Sometime thereafter, Tobey informed the Williamses that there would be no sale. On February 26, 1976, the Williamses filed a suit for specific performance of the memorandum of agreement, or, in the alternative, $100,000 damages for the lost bargain and $10,000 for expenses; for an injunction to prevent a conveyance of the property; and for an accounting of the profits. Cottonwood filed its answer on March 25, 1976, and an amended answer on August 16, 1977.
On September 21, 1977, Cottonwood moved for summary judgment on the ground that the memorandum was unenforceable against the partnership because Goeckner did not give his written consent or ratification as required by NRS 88.100. The district judge agreed and entered summary judgment in favor of Cottonwood on January 6, 1978, and certified it as final pursuant to NRCP 54(b).
NRS 88.100 provides in pertinent part:
A general partner shall have all the rights and powers and be subject to all the restrictions and liabilities of a partner in a partnership without limited partners, except that without the written consent or ratification of the specific act by all the limited partners, a general partner or all of the general partners have no authority to:
(a) Do any act in contravention of the certificate,
(b) Do any act which would make it impossible to carry on the ordinary business of the partnership. . . .
NRCP 54(b) provides:
When more than one claim for relief is presented in an action, whether as a claim, counterclaim, cross-claim, or third-party claim, or when multiple parties are involved, the court may direct the entry of a final judgment as to one or more but fewer than all of the claims or parties only upon an express determination that there is no just reason for delay and upon an express direction for the entry of judgment. In the absence of such determination and direction, any order or other form of decision, however designated, which adjudicates fewer than all the claims or the rights and liabilities of fewer than all the parties shall not terminate the action as to any of the claims or parties, and the order or other form of decision is subject to revision at any time before the entry of judgment adjudicating all the claims and the rights and liabilities of all the parties.
1. The Williamses argue that the summary judgment could not properly be based upon NRS 88.100 because the statute was not pleaded as an affirmative defense. Cottonwood responds that its seventh affirmative defense alleging that the agreement was subject to the execution of a formal agreement was sufficient notice of the requirement of written approval by the limited partner.

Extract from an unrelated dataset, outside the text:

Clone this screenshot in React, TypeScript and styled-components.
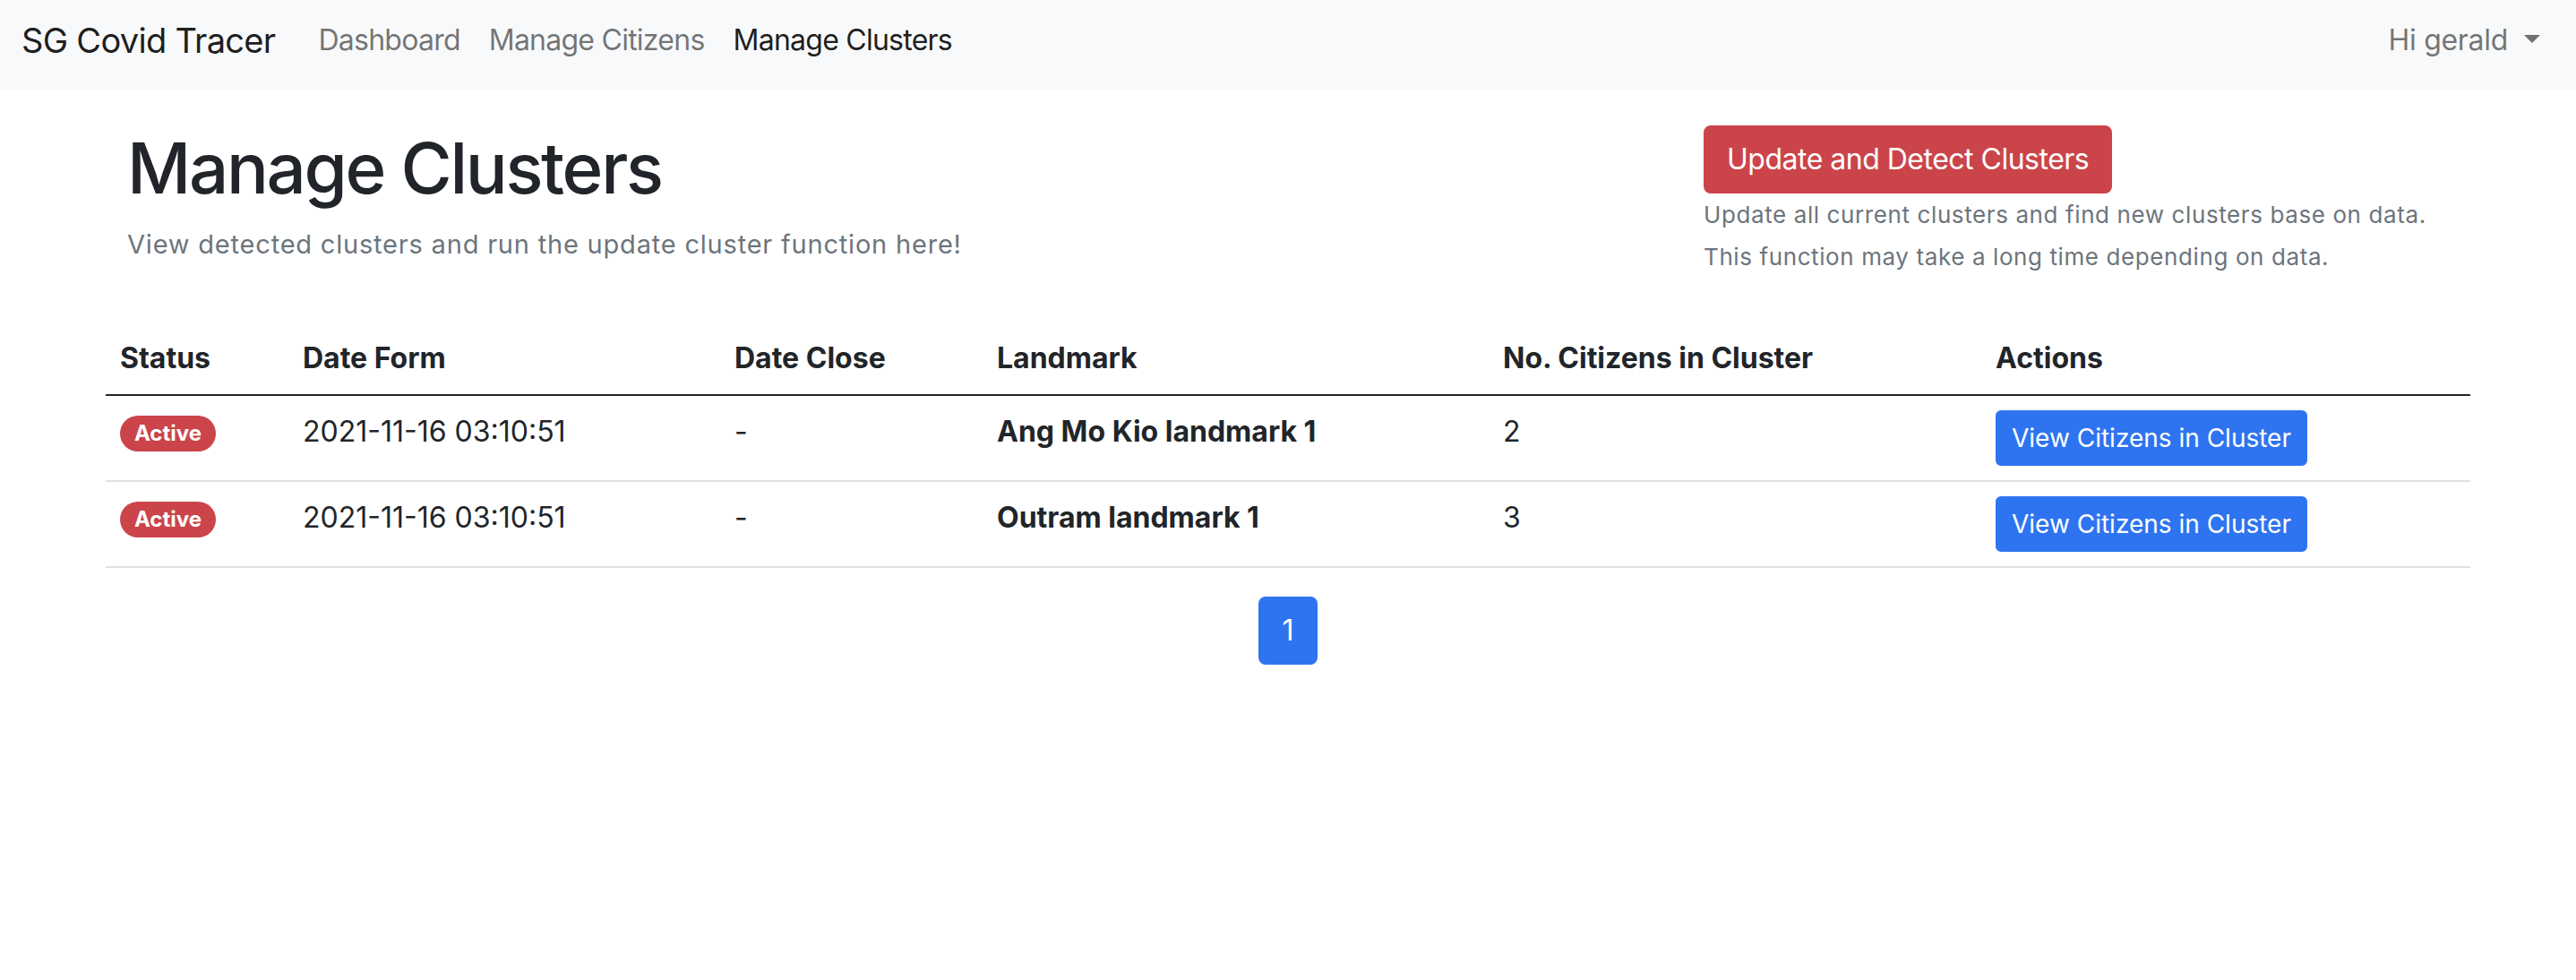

The seventh affirmative defense in Cottonwood's amended answer reads:
"The agreement set forth in plaintiffs' complaint was subject to certain conditions subsequent, including the execution of a `formal agreement of purchase and sale'. Because those conditions subsequent were never satisfied, said agreement is unenforceable."
NRCP 8(c) requires a party to "set forth affirmatively . . . any other matter constituting an avoidance or affirmative defense". See also NRCP 12(b). The pleading must give fair notice of the nature and basis of the claim. Cf. Crucil v. Carson City, 95 Nev. 583, 600 P.2d 216 (1979) (discussing the sufficiency of a complaint). Respondents' affirmative defense regarding the execution of a formal agreement does not give notice of a defense based upon NRS 88.100, which requires a limited partner's written authorization or ratification for a transfer of all partnership assets.
NRCP 8(c) provides:
In pleading to a preceding pleading, a party shall set forth affirmatively accord and satisfaction, arbitration and award, assumption of risk, contributory negligence, discharge in bankruptcy, duress, estoppel, failure of consideration, fraud, illegality, injury by fellow servant, laches, license, payment, release, res judicata, statute of frauds, statute of limitations, waiver, and any other matter constituting an avoidance or affirmative defense. When a party has mistakenly designated a defense as a counterclaim or a counterclaim as a defense, the court on terms, if justice so requires, shall treat the pleading as if there had been a proper designation.
It is undisputed that Goeckner was not informed of the terms of the memorandum until after the deal was called off. He could not have consented to nor ratified the specific act of finalizing the sale.
Failure to timely assert an affirmative defense may operate as a waiver if the opposing party is not given reasonable notice and an opportunity to respond. Schwartz v. Schwartz, 95 Nev. 202, 591 P.2d 1137 (1979). In this case, NRS 88.100 was first raised in a motion for summary judgment sometime after the complaint was filed. However, unlike the appellant in Schwartz, the Williamses had an opportunity and did respond to the motion and no prejudice attached. Although the better practice would have been to amend its answer pursuant to NRCP 15 before moving for summary judgment, Cottonwood will not be precluded from raising as a defense failure to comply with the provisions of NRCP 8(c). Compare Home Furniture, Inc. v. Brunzell Const., 84 Nev. 309, 440 P.2d 398 (1968); Second Baptist Ch. v. First Nat'l Bank, 89 Nev. 217, 510 P.2d 630 (1973) (former NRCP 12(h) provided for waiver of all defenses not pleaded, asserted by NRCP 12(b) motion, or tried by consent).
NRCP 15(b) permits liberal amendment of pleadings during trial "when the presentation of the merits of the action will be subserved thereby and the objecting party fails to satisfy the court that the admission of such evidence would prejudice him in maintaining his action or defense upon the merits".
2. The Williamses next argue that Cottonwood should be estopped from asserting lack of authority as a defense because Tobey had apparent authority to consummate the sale of the partnership. We do not reach this question because the provision in NRS 88.100 requiring a limited partner to either give written consent or ratify any act which would make it impossible to carry on the ordinary business of the partnership is unambiguous and absolute. Courts have interpreted New York's identical provision, N.Y. Partnership Law § 98(1)(b) (McKinney), as absolute and not subject to variation by agreement of the partners. See e.g. Newburger, Loeb Co., Inc. v. Gross, 563 F.2d 1057, 1074-75 (2d Cir. 1977), cert. denied 434 U.S. 1035 (1978) (holding that the execution of a transfer agreement which consummated the sale of the partnership assets, without the written consent of the limited partners, violated § 98(1)(b)).
Compare the rules of construction for partnership, NRS 87.040, with those for limited partnerships, NRS 88.280. The law of estoppel and the law of agency apply under the partnership chapter. There is no mention of their application to limited partnerships.
The judgment of the district court is affirmed.
MOWBRAY, C.J., and THOMPSON, GUNDERSON, and MANOUKIAN, JJ., concur.